*Exercise details*:
How many lines in this material include the string "styles"? Answer with the number and nothing further.
--- --- ---
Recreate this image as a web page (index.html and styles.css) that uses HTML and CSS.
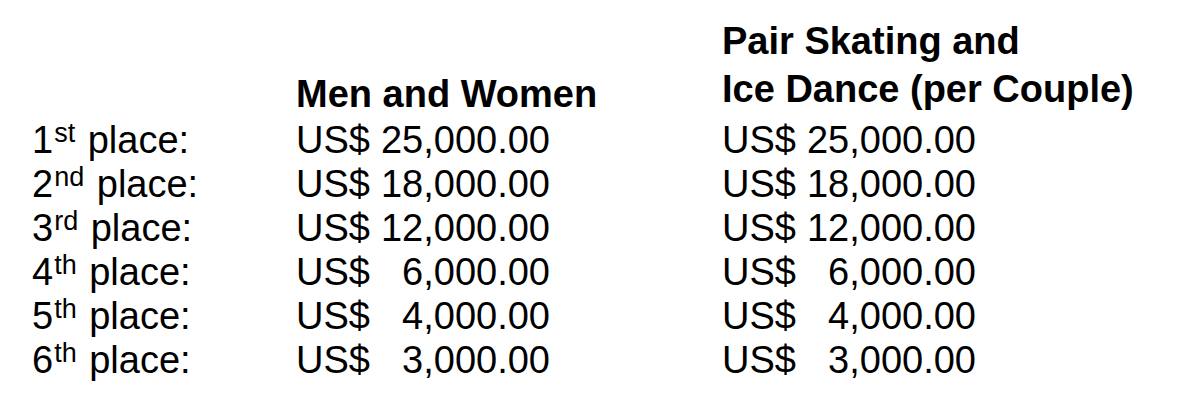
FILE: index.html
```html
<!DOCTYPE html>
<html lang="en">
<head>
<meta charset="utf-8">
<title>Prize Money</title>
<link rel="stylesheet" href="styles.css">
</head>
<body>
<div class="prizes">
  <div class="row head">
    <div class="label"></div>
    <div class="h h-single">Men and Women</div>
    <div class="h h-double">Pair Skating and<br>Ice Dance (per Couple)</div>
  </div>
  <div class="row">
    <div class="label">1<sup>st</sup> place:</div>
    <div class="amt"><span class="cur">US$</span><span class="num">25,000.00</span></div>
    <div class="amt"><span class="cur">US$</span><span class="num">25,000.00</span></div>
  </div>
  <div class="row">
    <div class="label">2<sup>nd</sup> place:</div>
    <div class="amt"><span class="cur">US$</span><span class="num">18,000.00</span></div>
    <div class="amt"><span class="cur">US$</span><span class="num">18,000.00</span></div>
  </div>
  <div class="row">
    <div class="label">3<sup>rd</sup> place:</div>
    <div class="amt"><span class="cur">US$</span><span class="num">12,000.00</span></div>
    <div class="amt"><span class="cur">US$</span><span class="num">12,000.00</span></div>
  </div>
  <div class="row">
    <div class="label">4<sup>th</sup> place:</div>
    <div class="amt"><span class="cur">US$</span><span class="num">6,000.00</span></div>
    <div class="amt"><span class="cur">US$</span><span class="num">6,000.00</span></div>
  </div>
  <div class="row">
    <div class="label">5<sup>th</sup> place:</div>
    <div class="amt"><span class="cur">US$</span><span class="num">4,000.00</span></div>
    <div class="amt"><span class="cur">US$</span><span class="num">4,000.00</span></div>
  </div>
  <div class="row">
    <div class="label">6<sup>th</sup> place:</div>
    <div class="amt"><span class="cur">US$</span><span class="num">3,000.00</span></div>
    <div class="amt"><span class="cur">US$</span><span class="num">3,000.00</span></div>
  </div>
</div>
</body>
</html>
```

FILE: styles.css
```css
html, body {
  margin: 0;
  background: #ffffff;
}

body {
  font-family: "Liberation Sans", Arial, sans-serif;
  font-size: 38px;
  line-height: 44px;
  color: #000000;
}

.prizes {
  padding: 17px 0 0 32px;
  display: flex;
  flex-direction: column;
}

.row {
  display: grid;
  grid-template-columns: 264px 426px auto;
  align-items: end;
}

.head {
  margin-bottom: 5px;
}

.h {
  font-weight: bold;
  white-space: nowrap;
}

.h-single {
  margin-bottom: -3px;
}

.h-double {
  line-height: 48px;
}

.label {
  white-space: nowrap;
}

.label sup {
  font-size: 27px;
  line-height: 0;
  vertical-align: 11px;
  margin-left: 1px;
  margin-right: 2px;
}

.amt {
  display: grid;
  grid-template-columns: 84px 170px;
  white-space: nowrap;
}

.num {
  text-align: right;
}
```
--- --- ---
*Task solution*:
3